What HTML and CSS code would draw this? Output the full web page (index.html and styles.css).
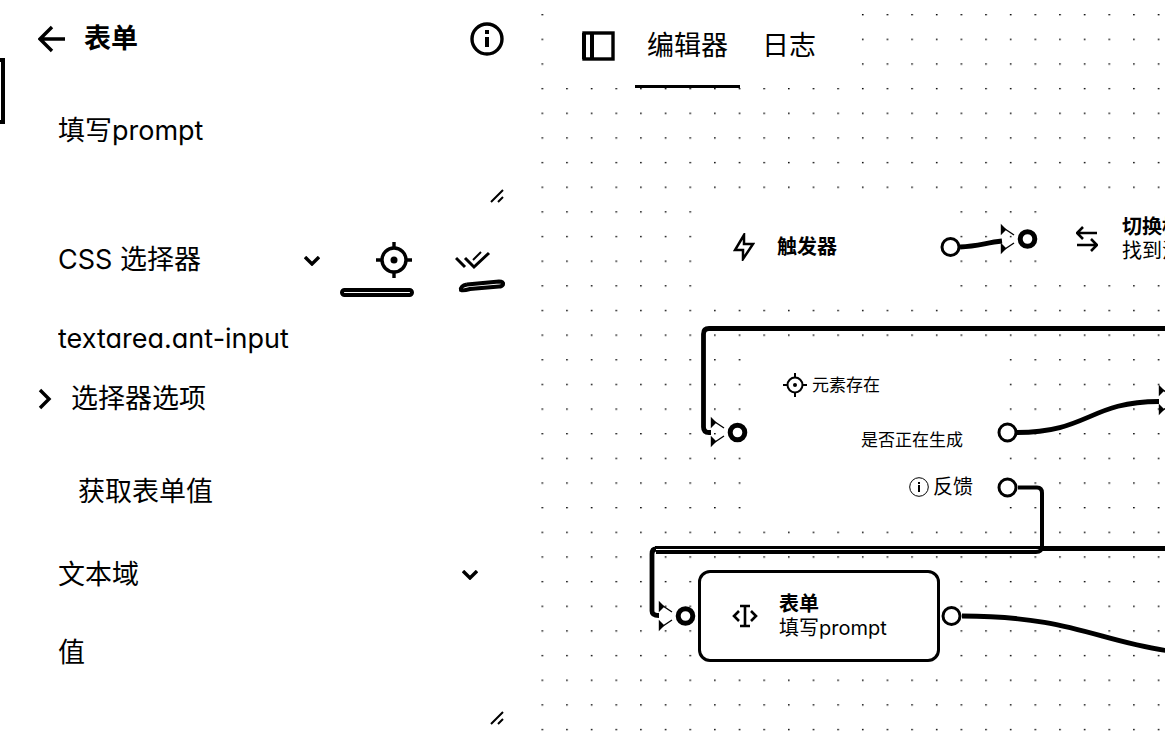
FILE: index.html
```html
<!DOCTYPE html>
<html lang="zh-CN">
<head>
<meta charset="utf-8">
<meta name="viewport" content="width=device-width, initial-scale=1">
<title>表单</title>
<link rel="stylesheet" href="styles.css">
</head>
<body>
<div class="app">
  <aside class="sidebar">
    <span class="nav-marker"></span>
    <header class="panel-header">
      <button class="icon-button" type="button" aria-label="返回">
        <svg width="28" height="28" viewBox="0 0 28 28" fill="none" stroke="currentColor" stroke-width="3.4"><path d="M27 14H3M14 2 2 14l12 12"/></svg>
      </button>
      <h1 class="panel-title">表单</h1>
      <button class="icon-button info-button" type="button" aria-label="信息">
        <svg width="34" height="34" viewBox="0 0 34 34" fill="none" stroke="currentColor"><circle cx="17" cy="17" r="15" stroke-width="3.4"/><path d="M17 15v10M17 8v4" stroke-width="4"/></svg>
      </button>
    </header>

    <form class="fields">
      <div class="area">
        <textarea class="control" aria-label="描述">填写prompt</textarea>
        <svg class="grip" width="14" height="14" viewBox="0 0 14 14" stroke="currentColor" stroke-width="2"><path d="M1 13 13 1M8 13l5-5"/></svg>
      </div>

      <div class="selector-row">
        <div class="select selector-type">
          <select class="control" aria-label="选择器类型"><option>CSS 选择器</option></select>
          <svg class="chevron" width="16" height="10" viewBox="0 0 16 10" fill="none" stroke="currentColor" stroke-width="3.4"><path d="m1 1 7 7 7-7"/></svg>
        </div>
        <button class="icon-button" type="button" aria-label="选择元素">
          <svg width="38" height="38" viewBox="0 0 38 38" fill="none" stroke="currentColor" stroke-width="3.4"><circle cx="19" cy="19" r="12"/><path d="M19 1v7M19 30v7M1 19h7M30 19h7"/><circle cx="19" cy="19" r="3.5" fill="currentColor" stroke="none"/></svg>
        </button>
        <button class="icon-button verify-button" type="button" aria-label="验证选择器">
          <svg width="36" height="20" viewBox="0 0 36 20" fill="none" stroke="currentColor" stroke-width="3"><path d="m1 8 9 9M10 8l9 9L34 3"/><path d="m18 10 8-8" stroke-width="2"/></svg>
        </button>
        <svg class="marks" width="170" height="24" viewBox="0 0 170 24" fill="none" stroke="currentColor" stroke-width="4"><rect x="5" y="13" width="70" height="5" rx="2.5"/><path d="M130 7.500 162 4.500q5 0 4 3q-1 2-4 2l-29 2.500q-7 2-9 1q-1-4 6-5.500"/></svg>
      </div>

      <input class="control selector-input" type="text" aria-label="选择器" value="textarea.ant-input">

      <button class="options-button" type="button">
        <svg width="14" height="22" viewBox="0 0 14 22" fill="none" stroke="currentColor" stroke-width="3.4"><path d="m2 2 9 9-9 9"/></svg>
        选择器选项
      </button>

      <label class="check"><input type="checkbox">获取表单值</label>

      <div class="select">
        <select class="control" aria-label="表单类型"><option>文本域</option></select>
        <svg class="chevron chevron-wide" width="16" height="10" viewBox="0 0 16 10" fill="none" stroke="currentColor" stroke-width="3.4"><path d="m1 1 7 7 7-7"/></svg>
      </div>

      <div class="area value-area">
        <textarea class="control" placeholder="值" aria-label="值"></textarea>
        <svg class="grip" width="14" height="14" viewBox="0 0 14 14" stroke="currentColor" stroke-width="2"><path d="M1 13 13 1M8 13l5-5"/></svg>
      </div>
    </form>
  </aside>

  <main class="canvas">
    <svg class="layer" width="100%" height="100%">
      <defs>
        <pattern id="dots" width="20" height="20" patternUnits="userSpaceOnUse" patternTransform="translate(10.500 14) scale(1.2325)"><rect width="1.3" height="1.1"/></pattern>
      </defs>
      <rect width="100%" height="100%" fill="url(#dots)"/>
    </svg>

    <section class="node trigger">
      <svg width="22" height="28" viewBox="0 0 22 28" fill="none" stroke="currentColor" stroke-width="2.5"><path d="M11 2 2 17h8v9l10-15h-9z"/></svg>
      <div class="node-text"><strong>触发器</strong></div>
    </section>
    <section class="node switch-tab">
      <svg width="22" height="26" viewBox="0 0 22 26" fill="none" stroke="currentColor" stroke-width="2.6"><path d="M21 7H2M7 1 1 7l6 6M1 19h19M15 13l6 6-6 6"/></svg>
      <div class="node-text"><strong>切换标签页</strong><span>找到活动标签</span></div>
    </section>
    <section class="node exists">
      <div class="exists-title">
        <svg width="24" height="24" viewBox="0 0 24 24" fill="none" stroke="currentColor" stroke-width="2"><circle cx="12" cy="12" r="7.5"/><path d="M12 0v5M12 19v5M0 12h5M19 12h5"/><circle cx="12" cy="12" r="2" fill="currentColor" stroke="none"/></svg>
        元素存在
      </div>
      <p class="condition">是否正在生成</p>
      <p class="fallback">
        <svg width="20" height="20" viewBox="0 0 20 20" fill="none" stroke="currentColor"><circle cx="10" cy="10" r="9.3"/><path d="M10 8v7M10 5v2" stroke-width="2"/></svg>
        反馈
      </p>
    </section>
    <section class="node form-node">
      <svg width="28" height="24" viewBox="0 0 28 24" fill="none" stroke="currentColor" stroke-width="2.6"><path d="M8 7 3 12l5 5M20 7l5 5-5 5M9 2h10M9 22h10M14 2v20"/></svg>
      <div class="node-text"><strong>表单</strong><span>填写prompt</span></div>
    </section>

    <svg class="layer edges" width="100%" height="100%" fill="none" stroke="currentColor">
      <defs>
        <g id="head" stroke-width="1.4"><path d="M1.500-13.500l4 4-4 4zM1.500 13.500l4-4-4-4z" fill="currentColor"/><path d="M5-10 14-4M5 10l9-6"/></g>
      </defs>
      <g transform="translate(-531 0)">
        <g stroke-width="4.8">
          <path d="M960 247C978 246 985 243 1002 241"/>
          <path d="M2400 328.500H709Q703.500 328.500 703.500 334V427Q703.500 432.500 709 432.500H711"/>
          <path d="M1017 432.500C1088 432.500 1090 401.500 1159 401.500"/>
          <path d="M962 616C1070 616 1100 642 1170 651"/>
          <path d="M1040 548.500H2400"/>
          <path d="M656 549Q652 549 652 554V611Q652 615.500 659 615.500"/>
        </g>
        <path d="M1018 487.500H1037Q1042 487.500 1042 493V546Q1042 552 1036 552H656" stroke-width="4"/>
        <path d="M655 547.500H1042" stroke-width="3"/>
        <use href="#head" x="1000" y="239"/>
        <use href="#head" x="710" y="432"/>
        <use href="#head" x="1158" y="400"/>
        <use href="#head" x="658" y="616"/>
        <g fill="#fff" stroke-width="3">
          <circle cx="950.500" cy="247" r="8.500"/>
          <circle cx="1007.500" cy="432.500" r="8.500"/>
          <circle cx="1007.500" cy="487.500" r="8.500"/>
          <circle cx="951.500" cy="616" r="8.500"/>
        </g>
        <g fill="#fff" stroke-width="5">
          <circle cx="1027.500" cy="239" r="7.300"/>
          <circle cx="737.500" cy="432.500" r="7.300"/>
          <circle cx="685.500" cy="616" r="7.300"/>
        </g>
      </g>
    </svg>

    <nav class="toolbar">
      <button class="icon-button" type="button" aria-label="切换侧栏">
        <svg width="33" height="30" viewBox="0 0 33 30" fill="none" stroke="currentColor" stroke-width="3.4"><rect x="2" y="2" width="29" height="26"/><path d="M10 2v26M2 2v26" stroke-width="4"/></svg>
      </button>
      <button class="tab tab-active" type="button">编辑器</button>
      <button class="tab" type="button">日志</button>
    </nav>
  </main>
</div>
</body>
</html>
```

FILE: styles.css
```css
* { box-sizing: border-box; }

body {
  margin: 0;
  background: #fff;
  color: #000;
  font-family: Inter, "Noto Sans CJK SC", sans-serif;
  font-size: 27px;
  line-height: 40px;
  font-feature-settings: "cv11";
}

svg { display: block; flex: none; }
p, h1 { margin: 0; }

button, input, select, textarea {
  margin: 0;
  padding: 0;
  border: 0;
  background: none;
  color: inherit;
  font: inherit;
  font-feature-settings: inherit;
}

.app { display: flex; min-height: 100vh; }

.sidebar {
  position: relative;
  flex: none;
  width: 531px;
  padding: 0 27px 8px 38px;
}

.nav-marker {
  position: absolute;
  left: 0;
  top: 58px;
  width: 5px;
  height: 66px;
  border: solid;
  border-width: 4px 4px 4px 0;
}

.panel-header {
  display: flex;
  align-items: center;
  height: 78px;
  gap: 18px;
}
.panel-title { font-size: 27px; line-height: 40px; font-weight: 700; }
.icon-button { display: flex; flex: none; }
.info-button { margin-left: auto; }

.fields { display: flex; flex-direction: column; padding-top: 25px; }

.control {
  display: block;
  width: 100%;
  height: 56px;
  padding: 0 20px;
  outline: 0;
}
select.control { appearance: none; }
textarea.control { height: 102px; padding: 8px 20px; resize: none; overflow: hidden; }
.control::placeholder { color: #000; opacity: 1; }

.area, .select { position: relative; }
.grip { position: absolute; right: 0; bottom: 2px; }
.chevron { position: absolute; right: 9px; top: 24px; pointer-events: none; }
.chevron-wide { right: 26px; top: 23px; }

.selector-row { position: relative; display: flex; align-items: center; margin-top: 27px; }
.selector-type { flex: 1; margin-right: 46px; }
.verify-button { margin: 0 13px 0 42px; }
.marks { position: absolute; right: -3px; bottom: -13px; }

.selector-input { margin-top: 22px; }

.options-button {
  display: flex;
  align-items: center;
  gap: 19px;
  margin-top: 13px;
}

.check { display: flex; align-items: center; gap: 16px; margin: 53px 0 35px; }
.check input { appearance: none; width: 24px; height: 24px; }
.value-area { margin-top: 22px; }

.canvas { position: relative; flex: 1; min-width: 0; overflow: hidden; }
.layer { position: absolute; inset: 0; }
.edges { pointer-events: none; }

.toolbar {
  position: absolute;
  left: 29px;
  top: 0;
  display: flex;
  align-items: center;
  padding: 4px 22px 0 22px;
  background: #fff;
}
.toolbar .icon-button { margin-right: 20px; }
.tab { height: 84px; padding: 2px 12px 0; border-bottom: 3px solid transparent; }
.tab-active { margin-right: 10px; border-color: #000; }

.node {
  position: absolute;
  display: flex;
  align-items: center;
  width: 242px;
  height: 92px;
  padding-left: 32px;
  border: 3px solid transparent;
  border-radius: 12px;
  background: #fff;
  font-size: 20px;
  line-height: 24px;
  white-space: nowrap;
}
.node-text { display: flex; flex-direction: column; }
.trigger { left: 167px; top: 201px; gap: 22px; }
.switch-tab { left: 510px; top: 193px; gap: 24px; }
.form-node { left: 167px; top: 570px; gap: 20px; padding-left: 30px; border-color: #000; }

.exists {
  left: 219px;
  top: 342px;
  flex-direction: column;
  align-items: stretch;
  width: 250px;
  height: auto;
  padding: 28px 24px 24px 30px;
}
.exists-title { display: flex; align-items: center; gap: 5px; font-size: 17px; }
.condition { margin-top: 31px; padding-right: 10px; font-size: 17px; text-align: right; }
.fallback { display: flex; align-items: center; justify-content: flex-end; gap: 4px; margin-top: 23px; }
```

= = = = =

## STATED GOAL
Read the lines above. Gather those in which the string "index" is found.

## EXERCISE RESPONSE
What HTML and CSS code would draw this? Output the full web page (index.html and styles.css).
FILE: index.html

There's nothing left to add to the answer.